Raid on the Medway, the Royal Navy's devastating defeat

On 13th June in 1667, the Dutch took advantage of a demoralised, angry England to launch an unexpected attack on the Royal Navy in the Medway, successfully destroying or capturing 20 ships. 

Diarist Samuel Pepys reflected the country's anguish with these famous words: 

“Home, where all our hearts do now ake;
For the news is true that the Dutch have broke
The chaine and burned our shops, …
I do fear so much that the whole kingdome is undone”

The attack was the latest in an ongoing battle between England and the Netherlands for control of trade routes across the world. 

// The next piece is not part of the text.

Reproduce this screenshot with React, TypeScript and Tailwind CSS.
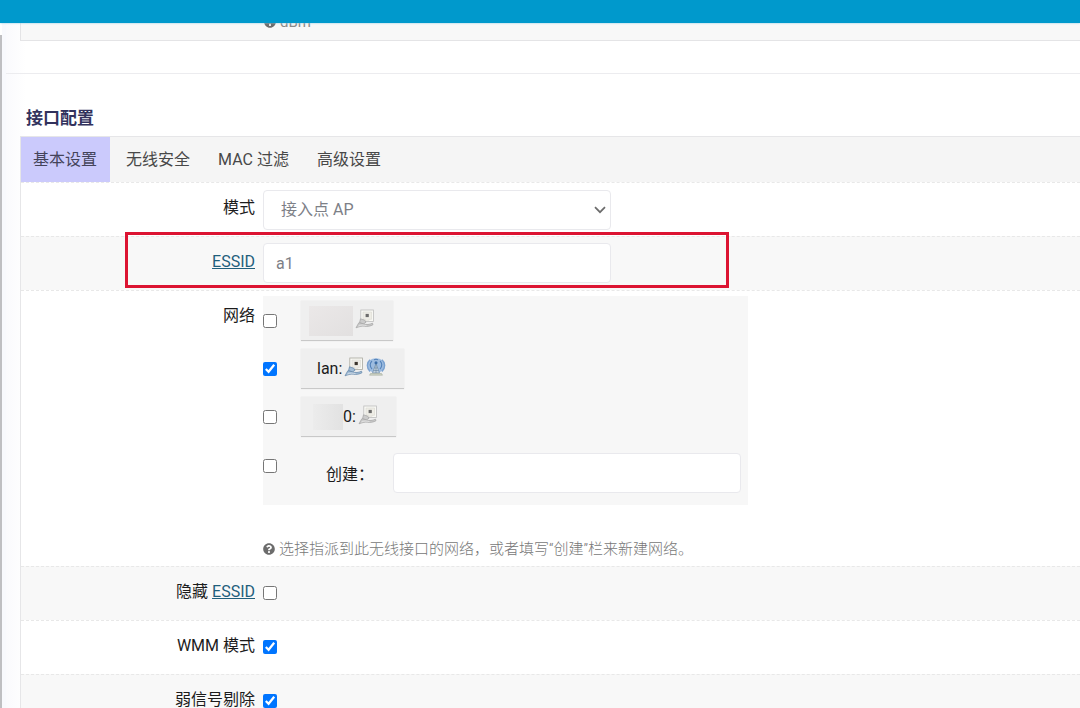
import React from "react";

function HelpIcon() {
  return (
    <svg viewBox="0 0 512 512" className="h-3 w-3 shrink-0" fill="#6c6c6c" aria-hidden="true">
      <path d="M504 256c0 137-111 248-248 248S8 393 8 256 119 8 256 8s248 111 248 248zM262.7 90c-54.500 0-89.200 23-116.500 63.800-3.500 5.300-2.400 12.400 2.700 16.300l34.700 26.300c5.200 3.900 12.600 3 16.700-2.100 17.900-22.700 30.100-35.800 57.300-35.800 20.400 0 45.700 13.100 45.700 33 0 15-12.400 22.700-32.500 34C247.100 238.500 216 254.900 216 296v4c0 6.600 5.400 12 12 12h56c6.600 0 12-5.400 12-12v-1.300c0-28.500 83.200-29.600 83.200-106.700 0-58-60.200-102-116.500-102zM256 338c-25.400 0-46 20.600-46 46s20.600 46 46 46 46-20.600 46-46-20.600-46-46-46z" />
    </svg>
  );
}

function PortIcon({ active = false }: { active?: boolean }) {
  const cable = active ? "#a3bdd6" : "#cbcbcb";
  const edge = active ? "#5f82a6" : "#a2a2a2";
  const box = active ? "#a9a89e" : "#bdbdbd";
  return (
    <svg viewBox="0 0 20 20" className="h-5 w-5 shrink-0" aria-hidden="true">
      <rect x="5.800" y="1" width="12.700" height="11.500" fill="#f8f8f4" stroke={box} strokeWidth="0.800" />
      <path d="M8 3h8.500v7.300H14v1h-3.500v-1H8z" fill="#eeede6" stroke="#d6d5cd" strokeWidth="0.500" />
      <rect x="10.600" y="4.900" width="3.200" height="3.200" fill={active ? "#3c352c" : "#6c6c6c"} />
      <path d="M5.500 9.800l4.300 1.400 1.200 2-2.300 1.600-4.200-1z" fill={cable} stroke={edge} strokeWidth="0.700" />
      <path
        d="M1 18.800l2.800-5 4.500 1c3.400 1.200 6 .8 9.200-.6l.5 1.500c-2.600 1.500-5.300 2-8.600 1.500-3-.4-5.600.7-8.400 1.600z"
        fill={cable}
        stroke={edge}
        strokeWidth="0.700"
      />
      <path d="M3.500 17c2.600-1.200 5-1 8-.4" fill="none" stroke="#f1f1f1" strokeWidth="0.600" />
    </svg>
  );
}

function WifiIcon() {
  return (
    <svg viewBox="0 0 20 20" className="h-5 w-5 shrink-0" aria-hidden="true">
      <ellipse cx="10" cy="8.500" rx="9" ry="7.300" fill="#9dbce0" />
      <path d="M4 14.500C.4 11 .5 5.500 4 2.700M16 14.500c3.600-3.500 3.500-9 0-11.800" fill="none" stroke="#7ba2d0" strokeWidth="1.400" />
      <path d="M6 12C3.500 9.500 3.800 6 6 4M14 12c2.500-2.500 2.200-6 0-8M8 2.700c1.300-.5 2.700-.5 4 0" fill="none" stroke="#5382b9" strokeWidth="1.100" />
      <path d="M10 6.500L6.500 16h7z" fill="#c4d2de" stroke="#64839f" strokeWidth="0.600" />
      <path d="M8.500 11h3M7.600 13.500h4.800M10 7v9" stroke="#64839f" strokeWidth="0.600" />
      <circle cx="10" cy="5.800" r="1.500" fill="#3a6ca6" />
      <path d="M4.500 16.500h11l1 1.700h-13z" fill="#ced3c4" stroke="#98a192" strokeWidth="0.500" />
    </svg>
  );
}

const checkStyle = "block h-[14px] w-[14px] shrink-0 accent-[#0075ff]";
const boxStyle =
  "h-10 w-[348px] rounded-sm border border-[#e9e9ed] bg-white text-base text-[#7d8087] outline-none";

function Row({
  label,
  htmlFor,
  shaded = false,
  children,
}: {
  label: React.ReactNode;
  htmlFor?: string;
  shaded?: boolean;
  children: React.ReactNode;
}) {
  return (
    <div
      className={`flex min-h-[54px] items-start gap-2 border-t border-dashed border-[#e8e8e8] ${
        shaded ? "bg-[#f8f8f8]" : "bg-white"
      }`}
    >
      <label htmlFor={htmlFor} className="w-[234px] shrink-0 pt-[13px] text-right leading-6 text-[#1c1c1c]">
        {label}
      </label>
      {children}
    </div>
  );
}

function NetworkOption({
  id,
  checked = false,
  name,
  children,
}: {
  id: string;
  checked?: boolean;
  name: string;
  children: React.ReactNode;
}) {
  return (
    <li className="flex h-10 items-center gap-6">
      <input id={id} type="checkbox" defaultChecked={checked} aria-label={name} className={checkStyle} />
      <label
        htmlFor={id}
        className="flex h-10 items-center border-b border-[#c8c8c8] bg-[#efefef] px-4 text-base text-[#1c1c1c] shadow-[0_0_1px_#dddddd]"
      >
        {children}
      </label>
    </li>
  );
}

const tabs = ["基本设置", "无线安全", "MAC 过滤", "高级设置"];

export default function App() {
  return (
    <div className="flex h-screen flex-col overflow-hidden bg-white font-['Roboto','Noto_Sans_CJK_SC',sans-serif] text-base text-[#1c1c1c]">
      <header className="z-10 h-[23px] shrink-0 bg-[#0099cc] shadow-[0_0_2px_#8acbe2]" />
      <div className="flex min-h-0 flex-1">
        <div className="mt-3 w-[2px] shrink-0 bg-[#bfbfc2]" />
        <div className="w-1 shrink-0 bg-[#f8f9fd]" />
        <main className="min-w-0 flex-1">
          <section className="border-b border-[#ececef] bg-gradient-to-r from-[#fafafd] to-white to-[20px] pb-8 pl-[14px]">
            <div className="-mt-4 flex h-[34px] items-start gap-1 border-b border-l border-[#e4e4e6] bg-[#f8f8f8] pl-[243px] text-[15px] leading-[30px] text-[#8a8a8a]">
              <span className="flex h-[30px] items-center">
                <HelpIcon />
              </span>
              <span>dBm</span>
            </div>
          </section>

          <section className="bg-gradient-to-r from-[#fafafd] to-white to-[20px] pl-[14px] pt-8">
            <h3 className="pb-[6px] pl-[6px] text-[17px] font-bold leading-6 text-[#32325d]">接口配置</h3>
            <div className="border-l border-t border-[#e6e6e8]">
              <div role="tablist" className="flex h-[45px] gap-1 bg-[#f5f5f5]">
                {tabs.map((tab, i) => (
                  <button
                    key={tab}
                    type="button"
                    role="tab"
                    aria-selected={i === 0}
                    className={`text-base ${
                      i === 0 ? "bg-[#cbcafc] pl-3 pr-[13px] text-[#44445a]" : "px-3 text-[#484848]"
                    }`}
                  >
                    {tab}
                  </button>
                ))}
              </div>

              <Row label="模式" htmlFor="mode">
                <div className="relative mt-[7px]">
                  <select id="mode" className={`${boxStyle} appearance-none px-[17px]`}>
                    <option>接入点 AP</option>
                  </select>
                  <svg
                    viewBox="0 0 12 8"
                    className="pointer-events-none absolute right-[5px] top-4 h-2 w-3"
                    fill="none"
                    stroke="#6c6c6c"
                    strokeWidth="1.700"
                    aria-hidden="true"
                  >
                    <path d="M1 1.200l5 5 5-5" />
                  </svg>
                </div>
              </Row>

              <div className="relative">
                <Row
                  shaded
                  htmlFor="essid"
                  label={
                    <a href="#essid" className="text-[#1f5f7c] underline">
                      ESSID
                    </a>
                  }
                >
                  <input
                    id="essid"
                    type="text"
                    aria-label="ESSID"
                    defaultValue="a1"
                    className={`${boxStyle} mt-[6px] px-3`}
                  />
                </Row>
                <div className="pointer-events-none absolute -top-1 left-[104px] h-14 w-[604px] border-[3px] border-[#dc1432]" />
              </div>

              <Row label="网络">
                <div className="pb-[5px]">
                  <ul className="mt-[5px] flex w-[485px] flex-col gap-2 bg-[#f7f7f7] pb-3 pt-[5px]">
                    <NetworkOption id="net1" name="wan">
                      <span className="-ml-2 mr-[2px] h-[30px] w-11 bg-gradient-to-br from-[#ebe8e8] to-[#e2e0e0]" />
                      <span className="flex pb-1 pr-[2px]">
                        <PortIcon />
                      </span>
                    </NetworkOption>
                    <NetworkOption id="net2" name="lan" checked>
                      <span className="mr-[2px]">lan:</span>
                      <span className="flex gap-[2px] pb-1 pr-[2px]">
                        <PortIcon active />
                        <WifiIcon />
                      </span>
                    </NetworkOption>
                    <NetworkOption id="net3" name="0">
                      <span className="-ml-1 h-[26px] w-[30px] bg-gradient-to-r from-[#ececec] to-[#e2e2e2]" />
                      <span className="mr-[2px]">0:</span>
                      <span className="flex pb-1 pr-[2px]">
                        <PortIcon />
                      </span>
                    </NetworkOption>
                    <li className="flex items-start">
                      <input
                        id="net4"
                        type="checkbox"
                        aria-label="创建"
                        className={`${checkStyle} mt-[14px]`}
                      />
                      <label htmlFor="newnet" className="w-[116px] pl-[49px] pt-[18px] leading-6">
                        创建：
                      </label>
                      <input id="newnet" type="text" className={`${boxStyle} mt-2 px-3`} />
                    </li>
                  </ul>
                  <p className="flex items-center gap-1 pt-8 text-[15px] font-light leading-6 text-[#777777]">
                    <HelpIcon />
                    选择指派到此无线接口的网络，或者填写“创建”栏来新建网络。
                  </p>
                </div>
              </Row>

              <Row
                shaded
                htmlFor="hidden"
                label={
                  <>
                    隐藏{" "}
                    <a href="#essid" className="text-[#1f5f7c] underline">
                      ESSID
                    </a>
                  </>
                }
              >
                <input id="hidden" type="checkbox" className={`${checkStyle} mt-[19px]`} />
              </Row>
              <Row htmlFor="wmm" label="WMM 模式">
                <input id="wmm" type="checkbox" defaultChecked className={`${checkStyle} mt-[19px]`} />
              </Row>
              <Row shaded htmlFor="weak" label="弱信号剔除">
                <input id="weak" type="checkbox" defaultChecked className={`${checkStyle} mt-[19px]`} />
              </Row>
            </div>
          </section>
        </main>
      </div>
    </div>
  );
}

When Charles II was restored to England's throne in 1660, national pride and optimism soared and the country grew more bullish in its plans to take Dutch trade.

Sensing this change in atmosphere, the Dutch began building bigger and heavier ships. The English, in contrast, had money problems that stopped them upgrading their fleet. 

Relations between the two countries worsened when the king's brother, the Duke of York, captured the Dutch colony of New Amsterdam. The city was renamed New York in his honour. 

The ongoing aggression drove the two sides to declare war in 1665, and the English got off to a good start with a resounding victory at the Battle of Lowestoft. 

But England's buoyant mood was punctuated by two disastrous episodes, starting with the Great Plague in 1665 and followed by the Fire of London in 1666.  

These devastating events hit England's finances hard and the people, who had lost loved ones, homes and jobs, took to the streets causing massive social upheaval.

Recognising England's low point, the Dutch launched an audacious attack. 

The Dutch fleet of 30 ships was first spotted in the Thames Estuary on 6 June, but the alarm was not raised until 9 June, when the ships had made it to Sheerness.

The king sent his commander George Monck to Chatham to assess the situation. Monck found the boatyard unprepared for attack, with a lack of men, ammunition and defences in place. 

He mounted hasty defences, including blocking ships to slow the enemy and a giant chain, stopping access to the dockyard. 

But it was too late. The Dutch fleet arrived two days later and launched their devastating attack, breaking past the chain, sinking two of the guard ships and capturing their crews. 

Seeing the hopelessness of the situation, Monck gave the order to sink 16 of the navy's ships so that they couldn't be captured.

The Dutch continued their progress into Chatham docks and sunk three more of the Royal Navy's biggest ships, before finally retreating with the prize of Royal Charles

England was humiliated, its naval power destroyed and Charles II was concerned that the prestige of the crown would not recover. 

The two sides made peace a few months later but the resentment continued, and they were back at war in 1672, this time with Charles II supporting a French-led conflict. 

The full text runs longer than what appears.